Will there be a soft economic landing? The Fed has been signaling that, if it hasn’t arrived yet, it does seem to be on the way. Eventually. Maybe.

And that might be the case, but as Scott Anderson, chief U.S. economist at BMO Economics wrote, “Wall Street isn’t waiting around to see how this movie turns out.”

The point is that the economy isn’t a thing that exists separate from the rest of life. It involves the decisions every person and institution makes and how they interact. This is the psychological aspect of recession creation. People can collectively will themselves into one. Looking ahead and seeing trouble, they become tighter on spending. Companies make less and control resources, including staff reductions. Before you know it, the country has the reception people expected.

Perception is a powerful thing, especially when people in large organizations with outsized influences on the economy decide to react according to what they forecast.

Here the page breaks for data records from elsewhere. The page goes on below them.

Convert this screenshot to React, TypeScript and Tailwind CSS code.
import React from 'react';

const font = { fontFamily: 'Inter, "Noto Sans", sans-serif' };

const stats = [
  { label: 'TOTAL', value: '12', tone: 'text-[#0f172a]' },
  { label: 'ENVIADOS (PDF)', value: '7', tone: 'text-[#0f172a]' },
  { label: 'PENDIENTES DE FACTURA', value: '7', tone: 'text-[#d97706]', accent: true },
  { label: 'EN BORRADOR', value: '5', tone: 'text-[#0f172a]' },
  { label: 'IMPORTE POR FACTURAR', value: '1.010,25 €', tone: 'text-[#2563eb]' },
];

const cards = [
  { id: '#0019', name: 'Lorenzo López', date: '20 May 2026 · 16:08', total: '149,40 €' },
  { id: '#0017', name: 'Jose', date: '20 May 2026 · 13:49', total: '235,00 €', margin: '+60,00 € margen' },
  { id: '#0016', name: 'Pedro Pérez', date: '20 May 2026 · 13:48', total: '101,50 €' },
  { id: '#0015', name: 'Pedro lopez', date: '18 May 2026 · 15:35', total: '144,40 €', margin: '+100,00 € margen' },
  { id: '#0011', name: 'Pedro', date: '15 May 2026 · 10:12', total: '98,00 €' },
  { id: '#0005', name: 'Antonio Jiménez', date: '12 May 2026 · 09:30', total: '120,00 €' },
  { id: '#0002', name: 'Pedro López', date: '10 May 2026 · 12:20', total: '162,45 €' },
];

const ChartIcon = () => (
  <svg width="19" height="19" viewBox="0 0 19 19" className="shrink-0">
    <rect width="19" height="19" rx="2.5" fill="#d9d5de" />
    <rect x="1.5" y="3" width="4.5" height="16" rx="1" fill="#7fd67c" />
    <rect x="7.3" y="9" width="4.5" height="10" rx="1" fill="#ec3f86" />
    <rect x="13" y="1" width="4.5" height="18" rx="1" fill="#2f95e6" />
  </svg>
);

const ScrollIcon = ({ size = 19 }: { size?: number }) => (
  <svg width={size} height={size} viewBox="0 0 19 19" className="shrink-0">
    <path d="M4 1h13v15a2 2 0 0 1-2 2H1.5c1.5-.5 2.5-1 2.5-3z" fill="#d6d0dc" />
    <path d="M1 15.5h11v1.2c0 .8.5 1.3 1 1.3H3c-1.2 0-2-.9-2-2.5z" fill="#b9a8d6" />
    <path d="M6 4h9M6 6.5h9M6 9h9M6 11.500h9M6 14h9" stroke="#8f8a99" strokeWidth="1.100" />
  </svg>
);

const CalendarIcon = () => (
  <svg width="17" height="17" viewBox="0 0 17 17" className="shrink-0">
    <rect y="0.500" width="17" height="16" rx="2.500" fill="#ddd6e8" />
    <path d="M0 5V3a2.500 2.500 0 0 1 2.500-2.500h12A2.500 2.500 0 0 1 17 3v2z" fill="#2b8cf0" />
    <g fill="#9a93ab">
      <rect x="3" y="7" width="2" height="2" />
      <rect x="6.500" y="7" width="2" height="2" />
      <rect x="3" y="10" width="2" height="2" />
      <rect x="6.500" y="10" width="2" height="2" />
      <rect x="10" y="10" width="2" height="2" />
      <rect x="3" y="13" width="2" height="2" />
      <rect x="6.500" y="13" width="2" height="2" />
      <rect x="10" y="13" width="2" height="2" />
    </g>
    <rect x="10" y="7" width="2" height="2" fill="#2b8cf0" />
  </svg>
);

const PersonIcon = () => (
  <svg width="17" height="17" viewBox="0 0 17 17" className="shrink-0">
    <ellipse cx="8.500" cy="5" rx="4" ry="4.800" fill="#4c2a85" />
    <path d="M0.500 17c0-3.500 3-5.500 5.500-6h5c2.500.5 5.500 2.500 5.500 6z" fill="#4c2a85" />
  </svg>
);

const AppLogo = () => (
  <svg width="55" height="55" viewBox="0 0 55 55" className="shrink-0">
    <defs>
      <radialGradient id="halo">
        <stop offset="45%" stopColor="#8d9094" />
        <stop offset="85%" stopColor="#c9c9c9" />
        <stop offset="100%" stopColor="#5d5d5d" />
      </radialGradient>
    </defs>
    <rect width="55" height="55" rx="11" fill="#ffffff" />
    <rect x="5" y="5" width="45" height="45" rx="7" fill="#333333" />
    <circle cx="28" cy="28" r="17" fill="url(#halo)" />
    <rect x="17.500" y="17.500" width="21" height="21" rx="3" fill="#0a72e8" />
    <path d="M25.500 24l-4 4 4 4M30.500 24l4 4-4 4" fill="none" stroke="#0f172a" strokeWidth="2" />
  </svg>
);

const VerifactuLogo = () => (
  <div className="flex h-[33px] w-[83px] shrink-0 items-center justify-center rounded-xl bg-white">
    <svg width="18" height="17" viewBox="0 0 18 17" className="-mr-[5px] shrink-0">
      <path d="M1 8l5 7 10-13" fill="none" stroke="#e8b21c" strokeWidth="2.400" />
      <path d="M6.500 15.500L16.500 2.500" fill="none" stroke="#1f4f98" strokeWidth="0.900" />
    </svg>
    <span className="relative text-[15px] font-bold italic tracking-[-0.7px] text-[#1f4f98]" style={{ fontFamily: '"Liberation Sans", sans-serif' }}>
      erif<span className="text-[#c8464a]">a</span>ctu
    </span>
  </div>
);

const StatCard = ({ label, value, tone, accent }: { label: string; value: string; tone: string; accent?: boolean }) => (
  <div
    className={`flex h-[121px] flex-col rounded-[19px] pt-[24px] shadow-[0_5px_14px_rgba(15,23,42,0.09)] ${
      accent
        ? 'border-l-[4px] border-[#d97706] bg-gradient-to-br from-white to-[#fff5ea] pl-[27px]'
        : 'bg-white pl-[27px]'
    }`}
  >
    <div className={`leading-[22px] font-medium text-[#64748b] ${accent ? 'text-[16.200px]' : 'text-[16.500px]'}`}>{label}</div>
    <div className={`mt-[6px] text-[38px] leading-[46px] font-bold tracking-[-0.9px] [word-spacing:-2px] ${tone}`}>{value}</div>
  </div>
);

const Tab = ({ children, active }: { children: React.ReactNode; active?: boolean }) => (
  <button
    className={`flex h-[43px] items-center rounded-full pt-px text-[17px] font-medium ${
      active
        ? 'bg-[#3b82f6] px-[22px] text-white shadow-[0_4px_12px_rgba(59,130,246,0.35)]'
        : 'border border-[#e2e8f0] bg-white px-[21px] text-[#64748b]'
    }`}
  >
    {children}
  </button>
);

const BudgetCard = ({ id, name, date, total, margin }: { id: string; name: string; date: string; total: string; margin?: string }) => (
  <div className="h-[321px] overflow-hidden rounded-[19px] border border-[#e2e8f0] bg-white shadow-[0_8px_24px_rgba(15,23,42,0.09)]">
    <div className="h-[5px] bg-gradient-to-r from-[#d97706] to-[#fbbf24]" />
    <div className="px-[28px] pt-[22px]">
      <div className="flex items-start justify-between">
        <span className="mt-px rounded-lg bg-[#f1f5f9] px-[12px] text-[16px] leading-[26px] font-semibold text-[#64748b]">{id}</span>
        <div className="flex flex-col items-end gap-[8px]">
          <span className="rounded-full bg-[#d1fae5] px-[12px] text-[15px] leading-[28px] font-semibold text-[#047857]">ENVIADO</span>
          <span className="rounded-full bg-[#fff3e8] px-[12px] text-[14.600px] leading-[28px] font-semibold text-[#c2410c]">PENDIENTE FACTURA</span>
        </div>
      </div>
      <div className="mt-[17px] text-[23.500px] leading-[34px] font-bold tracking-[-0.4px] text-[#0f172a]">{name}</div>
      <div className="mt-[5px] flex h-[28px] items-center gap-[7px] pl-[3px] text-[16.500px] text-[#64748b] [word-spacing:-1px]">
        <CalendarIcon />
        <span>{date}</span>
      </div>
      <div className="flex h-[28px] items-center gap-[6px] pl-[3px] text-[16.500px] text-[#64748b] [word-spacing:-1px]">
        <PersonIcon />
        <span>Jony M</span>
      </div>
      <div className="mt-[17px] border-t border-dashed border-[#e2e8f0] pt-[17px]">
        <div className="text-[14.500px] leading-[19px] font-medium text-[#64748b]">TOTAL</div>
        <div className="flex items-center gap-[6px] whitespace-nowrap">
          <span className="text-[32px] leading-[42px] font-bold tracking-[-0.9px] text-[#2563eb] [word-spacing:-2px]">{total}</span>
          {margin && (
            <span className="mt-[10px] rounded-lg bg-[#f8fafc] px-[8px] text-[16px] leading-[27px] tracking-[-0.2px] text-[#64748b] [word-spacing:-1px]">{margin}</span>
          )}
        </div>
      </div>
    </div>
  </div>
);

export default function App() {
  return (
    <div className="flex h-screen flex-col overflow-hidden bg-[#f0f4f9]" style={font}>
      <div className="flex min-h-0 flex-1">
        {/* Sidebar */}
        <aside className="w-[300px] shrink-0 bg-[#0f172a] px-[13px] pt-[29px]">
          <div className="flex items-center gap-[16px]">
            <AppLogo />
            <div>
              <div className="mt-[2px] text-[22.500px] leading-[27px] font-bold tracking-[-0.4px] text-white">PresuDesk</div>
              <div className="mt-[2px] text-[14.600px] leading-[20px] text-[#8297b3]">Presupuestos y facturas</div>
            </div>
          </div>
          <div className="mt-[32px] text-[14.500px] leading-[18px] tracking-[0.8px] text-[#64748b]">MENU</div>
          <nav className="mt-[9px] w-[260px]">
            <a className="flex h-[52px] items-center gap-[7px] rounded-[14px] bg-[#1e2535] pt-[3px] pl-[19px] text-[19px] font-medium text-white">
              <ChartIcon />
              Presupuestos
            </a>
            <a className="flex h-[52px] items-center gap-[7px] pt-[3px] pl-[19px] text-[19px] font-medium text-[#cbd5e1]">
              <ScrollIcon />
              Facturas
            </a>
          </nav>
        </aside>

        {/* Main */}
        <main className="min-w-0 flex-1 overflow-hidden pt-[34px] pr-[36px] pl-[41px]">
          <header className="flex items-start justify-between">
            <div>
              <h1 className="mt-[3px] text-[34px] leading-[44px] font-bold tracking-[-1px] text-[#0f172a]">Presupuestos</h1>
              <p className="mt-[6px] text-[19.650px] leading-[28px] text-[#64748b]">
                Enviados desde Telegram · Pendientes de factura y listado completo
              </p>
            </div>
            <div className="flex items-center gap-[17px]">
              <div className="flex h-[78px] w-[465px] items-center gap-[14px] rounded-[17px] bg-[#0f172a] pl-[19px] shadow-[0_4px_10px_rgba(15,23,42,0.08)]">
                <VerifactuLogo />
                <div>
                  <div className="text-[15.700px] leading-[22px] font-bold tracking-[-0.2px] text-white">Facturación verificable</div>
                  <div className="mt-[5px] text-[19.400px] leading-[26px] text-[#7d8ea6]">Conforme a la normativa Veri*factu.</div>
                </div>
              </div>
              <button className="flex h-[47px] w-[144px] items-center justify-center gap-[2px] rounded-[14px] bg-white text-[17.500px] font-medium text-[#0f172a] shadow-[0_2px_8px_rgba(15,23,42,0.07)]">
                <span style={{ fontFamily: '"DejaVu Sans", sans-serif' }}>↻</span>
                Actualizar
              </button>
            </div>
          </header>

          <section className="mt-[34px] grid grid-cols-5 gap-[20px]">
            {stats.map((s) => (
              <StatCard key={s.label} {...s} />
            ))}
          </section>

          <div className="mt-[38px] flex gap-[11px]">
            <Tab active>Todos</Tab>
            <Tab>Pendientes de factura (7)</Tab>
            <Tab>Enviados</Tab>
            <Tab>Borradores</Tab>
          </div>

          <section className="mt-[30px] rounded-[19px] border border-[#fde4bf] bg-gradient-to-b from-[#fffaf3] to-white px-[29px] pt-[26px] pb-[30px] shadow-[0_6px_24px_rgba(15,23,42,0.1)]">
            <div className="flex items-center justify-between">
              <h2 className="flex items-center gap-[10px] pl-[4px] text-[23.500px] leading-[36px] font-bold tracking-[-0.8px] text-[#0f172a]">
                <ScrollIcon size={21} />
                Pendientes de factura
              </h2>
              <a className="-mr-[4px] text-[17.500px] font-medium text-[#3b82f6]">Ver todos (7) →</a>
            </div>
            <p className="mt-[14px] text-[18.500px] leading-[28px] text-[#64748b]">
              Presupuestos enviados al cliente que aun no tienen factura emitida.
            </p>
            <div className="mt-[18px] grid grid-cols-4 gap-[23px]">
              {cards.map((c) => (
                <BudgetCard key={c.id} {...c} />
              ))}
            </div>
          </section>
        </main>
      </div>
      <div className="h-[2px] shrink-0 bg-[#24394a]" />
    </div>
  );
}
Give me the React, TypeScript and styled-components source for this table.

“We are rapidly moving from the era of the Goldilocks soft landing consensus on Wall Street toward splitting into two camps: the ‘no landing’ crowd and the ‘buckle your seatbelts, bumpy landing’ crowd,” Anderson added.

The part of Wall Street in the no-landing camp has focused on expectations of tax cuts and deregulation, Anderson thinks. “Forecasts of a stronger dollar, higher interest rates, and higher inflation just aren’t penetrating this gravy train to Nirvana,” he wrote.

The S&P 500, Dow Industrial Average, and Nasdaq all hit 52-week highs. The CBOE VIX index (the volatility index it’s often called) reached its lowest level since mid-July 2024. That part of the market seems confident.

But the Treasurys market is hardly happy. As bond prices drop, yields go up. The 10-year is up around 80 basis points since September even as the Fed has cut 75 basis points off the federal funds rate. The 10-year saw an additional hike after the election. “About two-thirds of the increase (50 basis points) has come from rising real yields as investors have grown more skeptical of the Fed’s Dot Plot rate guidance, while one-third or 30 basis points has come from rising inflation break-evens,” Anderson wrote. This starts sounding like higher interest rates in the future.

Although futures markets aren’t necessarily accurate about where the economy is going, according to CME FedWatch, the probability for the December Fed’s FOMC meeting is about a 62% chance of a quarter percentage point cut and not quite a three-quarter point cut by the end of 2025. And the trade-weighted dollar is up more than 5% since September, signs that markets think Trump will implement tariffs as he said. Even if he doesn’t, the actions investors and businesses take could create the same response as if he did.

And, as Anderson closes, the combination of rising interest rates and high tariffs could slow GDP growth and put corporate profits at risks. None of this is good news for CRE.